Le média «Religión Digital» termine une campagne de soutien au pape

Le média catholique espagnol Religion Digital va clore le 13 mars 2024 une campagne de soutien au pape François face aux attaques qu’il subit à l’intérieur de l’Eglise. Dans une interview au média allemand katholisch.de, le rédacteur en chef de Religion Digital, José Manuel Vidal, explique les raisons de cette démarche.

«Soutenir les réformes de François fait partie de notre ligne éditoriale», note José Manuel Vidal sur le site katholisch.de le 9 mars 2024. Il explique que le média espagnol en ligne a lancé en janvier sa campagne pour répondre aux critiques violentes provoquées par la publication, en décembre 2023, de la déclaration Fiducia supplicans. Le document autorise les bénédictions non liturgiques pour les couples irréguliers, notamment de même sexe.

«Selon nous, les critiques rigoristes du pape sont peu nombreux, mais ils font beaucoup de bruit, affirme José Manuel Vidal, et nous voulons y remédier». La démarche donne donc à tous les croyants – aussi bien les laïcs, que les prêtres et les évêques – «la possibilité de montrer à François qu’ils l’apprécient et qu’ils soutiennent ses réformes».

La pétition remise en mains propres au pape

Religion Digital a mis en place une adresse e-mail spéciale où l’on peut poster de brefs messages d’encouragement au pape ou tout simplement son nom pour une pétition de soutien.
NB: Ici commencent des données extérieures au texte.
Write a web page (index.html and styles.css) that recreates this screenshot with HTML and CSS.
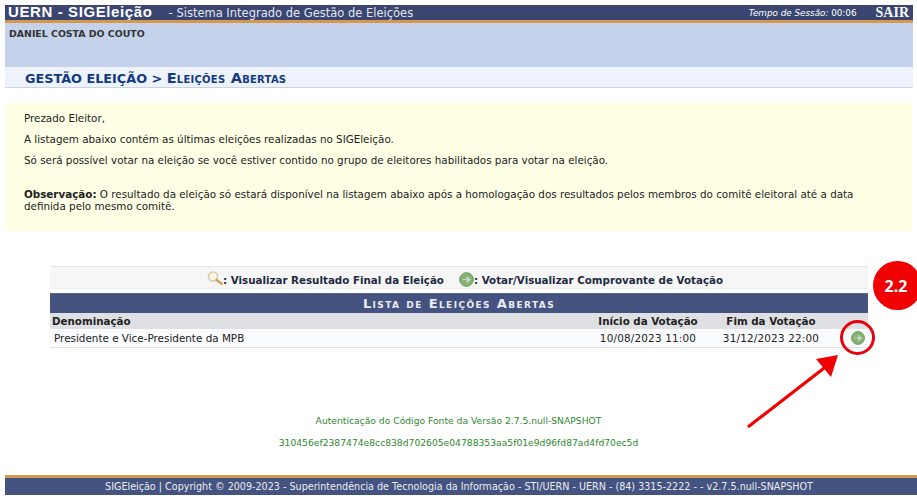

Plus de 7’100 participants du monde entier ce sont manifestés. L’idée est de remettre en personne au pape la pétition de soutien, ainsi que les messages, après le 13 mars, date anniversaire de son élection. José Manuel Vidal affirme avoir déjà reçu le feu vert du Vatican pour une rencontre personnelle avec le pontife, bien qu’une date exacte n’ait pas encore été fixée.

«Plusieurs évêques d’Amérique latine ont déjà participé, les évêques espagnols étant plus réticents», relève le journaliste. De nombreux ordres religieux et leurs membres participent à la démarche, en particulier les congrégations de religieuses. Certaines universités catholiques sont également parties prenantes, telle que l’Université pontificale de Salamanque. Des ONG et d’autres organisations à vocation sociale ont signé la pétition, ainsi que de nombreux théologiens, dont le Brésilien Leonardo Boff.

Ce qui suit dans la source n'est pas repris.